Last Thursday, I was part of a Multi Faith Leadership Forum conversation with about 20 other faith leaders. Jews, Muslims, Christians, and more, spoke carefully and honestly about our own emotions and thoughts about October 7 and the Hamas attack that victimized innocent Israeli men, women and children – mostly Jews but also people from other places – and about the Israeli military response that victimizes innocent Palestinian men, women, and children. Words are failing them. Our collective words are failing them and have been failing them. So much so that violence is increasing in our own country and in our own city against Jews, Muslims, and Arabs. While many are demonstrating and while many others are protesting, words continue to fail.
I myself love words and I struggle to find the right ones as adults and children and families continue to fall and to be afraid. I have Jewish family and friends. I have Palestinian friends and colleagues. I am no fan of the current Israeli government. I am no fan of Hamas. Sides are being taken and demanded. But still, there are Israeli and Palestinian families of the fallen who are searching for a way beyond sides. There are other Palestinian-Israeli groups looking for a way beyond sides. There are multi faith leaders who are searching for a way beyond sides. And in today’s reading, I hear Jesus tell a story, a parable, about a man whose generosity inspires some and whose trust terrifies others. One interpretation of this parable is that Jesus’ mission of mercy is meant to expand, not to be buried in the ground.
It’s in that spirit that Augustana is hosting a service for the multi faith community. As words fail, we are invited to create a sacred space with our shared humanity across religious and political differences. This service was generated by conversations with faith leaders and lay people – Jews, Muslims, and Christians – who are in pain, grieving, and unable to see a way forward from war to peace, from death to life, from despair to hope. Their feedback supported the attempt of such a service, recognizing that any effort to hold space for everyone’s grief and humanity will be insufficient for some. Invitations to this service are between faith leaders and their communities. No publicity. No livestream. Only people and presence. You’re invited. As words fail us, we’ll gather in the silence of our shared presence and in the presence of God. This building, the quiet, the music, and the candles are merely a container for the heartbroken and for the determined to hold space for our shared humanity made in the image of God.
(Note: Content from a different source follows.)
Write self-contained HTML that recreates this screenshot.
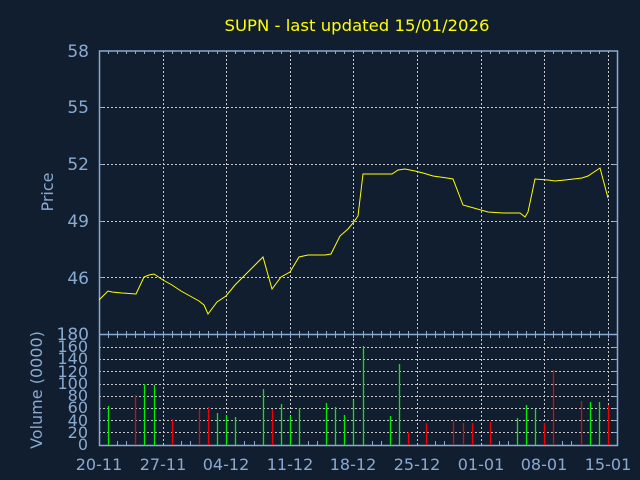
<!DOCTYPE html>
<html><head><style>
html,body{margin:0;padding:0;background:#111e2f;}
svg{display:block}
text{font-family:"DejaVu Sans","Liberation Sans",sans-serif;}
</style></head><body>
<svg width="640" height="480" viewBox="0 0 640 480" xmlns="http://www.w3.org/2000/svg">
<rect width="640" height="480" fill="#111e2f"/>
<text x="357" y="31" fill="#ffff00" font-size="16" text-anchor="middle" textLength="265" lengthAdjust="spacingAndGlyphs">SUPN - last updated 15/01/2026</text>
<g stroke="#c8c8c8" stroke-width="1" stroke-dasharray="2,2" fill="none">
<path d="M163.5 51V445M226.5 51V445M290.5 51V445M353.5 51V445M417.5 51V445M481.5 51V445M544.5 51V445M608.5 51V445"/>
<path d="M99 107.5H617M99 164.5H617M99 221.5H617M99 277.5H617"/>
<path d="M99 347.5H617M99 359.5H617M99 371.5H617M99 384.5H617M99 396.5H617M99 408.5H617M99 420.5H617M99 432.5H617"/>
</g>
<g stroke="#8aaad2" stroke-width="1.5" fill="none">
<path d="M99.5 51V445.5H617.5V51Z"/>
<path d="M99 334.5H617"/>
</g>
<g stroke="#8aaad2" stroke-width="1" fill="none">
<path d="M108.5 51v3M117.5 51v3M126.5 51v3M135.5 51v3M144.5 51v3M154.5 51v3M172.5 51v3M181.5 51v3M190.5 51v3M199.5 51v3M208.5 51v3M217.5 51v3M235.5 51v3M244.5 51v3M254.5 51v3M263.5 51v3M272.5 51v3M281.5 51v3M299.5 51v3M308.5 51v3M317.5 51v3M326.5 51v3M335.5 51v3M344.5 51v3M363.5 51v3M372.5 51v3M381.5 51v3M390.5 51v3M399.5 51v3M408.5 51v3M426.5 51v3M435.5 51v3M444.5 51v3M453.5 51v3M462.5 51v3M471.5 51v3M490.5 51v3M499.5 51v3M508.5 51v3M517.5 51v3M526.5 51v3M535.5 51v3M553.5 51v3M562.5 51v3M571.5 51v3M581.5 51v3M590.5 51v3M599.5 51v3"/>
<path d="M108.5 331v7M117.5 331v7M126.5 331v7M135.5 331v7M144.5 331v7M154.5 331v7M163.5 331v7M172.5 331v7M181.5 331v7M190.5 331v7M199.5 331v7M208.5 331v7M217.5 331v7M226.5 331v7M235.5 331v7M244.5 331v7M254.5 331v7M263.5 331v7M272.5 331v7M281.5 331v7M290.5 331v7M299.5 331v7M308.5 331v7M317.5 331v7M326.5 331v7M335.5 331v7M344.5 331v7M353.5 331v7M363.5 331v7M372.5 331v7M381.5 331v7M390.5 331v7M399.5 331v7M408.5 331v7M417.5 331v7M426.5 331v7M435.5 331v7M444.5 331v7M453.5 331v7M462.5 331v7M471.5 331v7M481.5 331v7M490.5 331v7M499.5 331v7M508.5 331v7M517.5 331v7M526.5 331v7M535.5 331v7M544.5 331v7M553.5 331v7M562.5 331v7M571.5 331v7M581.5 331v7M590.5 331v7M599.5 331v7M608.5 331v7"/>
<path d="M117.5 445v-4M126.5 445v-4M144.5 445v-4M154.5 445v-4M172.5 445v-4M181.5 445v-4M190.5 445v-4M199.5 445v-4M208.5 445v-4M217.5 445v-4M235.5 445v-4M244.5 445v-4M254.5 445v-4M263.5 445v-4M281.5 445v-4M299.5 445v-4M308.5 445v-4M317.5 445v-4M372.5 445v-4M381.5 445v-4M435.5 445v-4M444.5 445v-4M499.5 445v-4M508.5 445v-4M562.5 445v-4M571.5 445v-4"/>
<path d="M99 107.5h4M99 164.5h4M99 221.5h4M99 277.5h4M613 107.5h4M613 164.5h4M613 221.5h4M613 277.5h4M613 347.5h4M613 359.5h4M613 371.5h4M613 384.5h4M613 396.5h4M613 408.5h4M613 420.5h4M613 432.5h4"/>
</g>
<g stroke-width="1.3">
<g stroke="#00ee00">
<path d="M108.5 445V406M144.5 445V384M154.5 445V385M217.5 445V413M226.5 445V415M235.5 445V417M263.5 445V389M281.5 445V404M290.5 445V416M299.5 445V408M326.5 445V403M335.5 445V407M344.5 445V415M353.5 445V400M363.5 445V346M390.5 445V416M399.5 445V364M517.5 445V418M526.5 445V405M535.5 445V409M590.5 445V402M599.5 445V402"/>
</g>
<g stroke="#ee0000">
<path d="M135.5 445V395M172.5 445V419M199.5 445V409M208.5 445V407M272.5 445V409M408.5 445V432M426.5 445V423M453.5 445V421M463.5 445V423M472.5 445V423M490.5 445V422M544.5 445V423M553.5 445V370M581.5 445V401M608.5 445V405"/>
</g>
</g>
<polyline fill="none" stroke="#ffff00" stroke-width="1" points="99,300 108,291 112,292 122,293 136,294 144,277 149,275 154,274 163,280 172,285 181,291 190,296 199,301 204,305 208,314 217,302 226,296 235,285 244,276 254,266 263,257 272,289 281,277 290,272 299,257 308,255 325,255 331,254 335,246 340,236 348,229 353,223 358,216 363,174 392,174 398,170 405,169 415,171 423,173 433,176 447,178 453,179 463,205 488,212 503,213 520,213 525,217 528,212 535,179 548,180 555,181 565,180 582,178 588,176 600,168 608,198"/>
<g fill="#8aaad2" font-size="17" text-anchor="end">
<text x="89" y="57">58</text>
<text x="89" y="113">55</text>
<text x="89" y="170">52</text>
<text x="89" y="227">49</text>
<text x="89" y="284">46</text>
<text x="89" y="340">180</text>
</g>
<g fill="#8aaad2" font-size="16" text-anchor="end">
<text x="88" y="352">160</text>
<text x="88" y="364">140</text>
<text x="88" y="377">120</text>
<text x="88" y="389">100</text>
<text x="88" y="401">80</text>
<text x="88" y="413">60</text>
<text x="88" y="426">40</text>
<text x="88" y="438">20</text>
<text x="88" y="450">0</text>
</g>
<g fill="#8aaad2" font-size="16" text-anchor="middle">
<text x="99" y="470">20-11</text>
<text x="163" y="470">27-11</text>
<text x="226" y="470">04-12</text>
<text x="290" y="470">11-12</text>
<text x="353" y="470">18-12</text>
<text x="417" y="470">25-12</text>
<text x="481" y="470">01-01</text>
<text x="544" y="470">08-01</text>
<text x="608" y="470">15-01</text>
</g>
<text transform="translate(53,192) rotate(-90)" fill="#8aaad2" font-size="16" text-anchor="middle">Price</text>
<text transform="translate(42,390) rotate(-90)" fill="#8aaad2" font-size="16" text-anchor="middle">Volume (0000)</text>
</svg>
</body></html>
Last Sunday, Pastor Gail mentioned compassion fatigue. Compassion fatigue is real. Our fragile bodies aren’t built to feel the feels about everything that’s happening in the world all at the same time. That’s a fast track to despair. Neither are we to be complacent in the suffering, to shrug off another human’s pain, to hide from suffering or to bury our heads in the ground as if it doesn’t exist. The reading from the prophet Zephaniah is the only reading we ever get from this prophet’s small book in the minor prophets of the Old Testament. There’s a great line about God’s frustration with God’s people in which the Prophet Zephaniah accuses the people who “rest complacently on their dregs.” Jesus’ way of mercy resists complacency and self-righteousness.
Jesus asks his followers to risk within and beyond the Christian freedom and abundance we’ve been given as his body in the world for the sake of the world. May God give us light to see the way, courage to take a risk, and trust in the love that transforms death into life. Thanks be to God. And amen.
 Matthew 1:1-15
 Matt Skinner, Professor of New Testament, Luther Seminary, St. Paul, MN. Commentary on the Bible readings for November 19, 2023. Sermon Brainwave Podcast. workingpreacher.org/podcasts/932-25th-sunday-after-pentecost-ord-33a-nov-19-2023
 Matthew 5:1-12
Zephaniah 1:7, 12-18
7Be silent before the Lord God!
For the day of the Lord is at hand;
the Lord has prepared a sacrifice,
he has consecrated his guests.
12At that time I will search Jerusalem with lamps,
and I will punish the people
who rest complacently on their dregs,
those who say in their hearts,
“The Lord will not do good,
nor will he do harm.”
13Their wealth shall be plundered,
and their houses laid waste.
Though they build houses,
they shall not inhabit them;
though they plant vineyards,
they shall not drink wine from them.
14The great day of the Lord is near,
near and hastening fast;
the sound of the day of the Lord is bitter,
the warrior cries aloud there.
15That day will be a day of wrath,
a day of distress and anguish,
a day of ruin and devastation,
a day of darkness and gloom,
a day of clouds and thick darkness,
16a day of trumpet blast and battle cry
against the fortified cities
and against the lofty battlements.
17I will bring such distress upon people
that they shall walk like the blind;
because they have sinned against the Lord,
their blood shall be poured out like dust,
and their flesh like dung.
18Neither their silver nor their gold
will be able to save them
on the day of the Lord’s wrath;
in the fire of his passion
the whole earth shall be consumed;
for a full, a terrible end
he will make of all the inhabitants of the earth.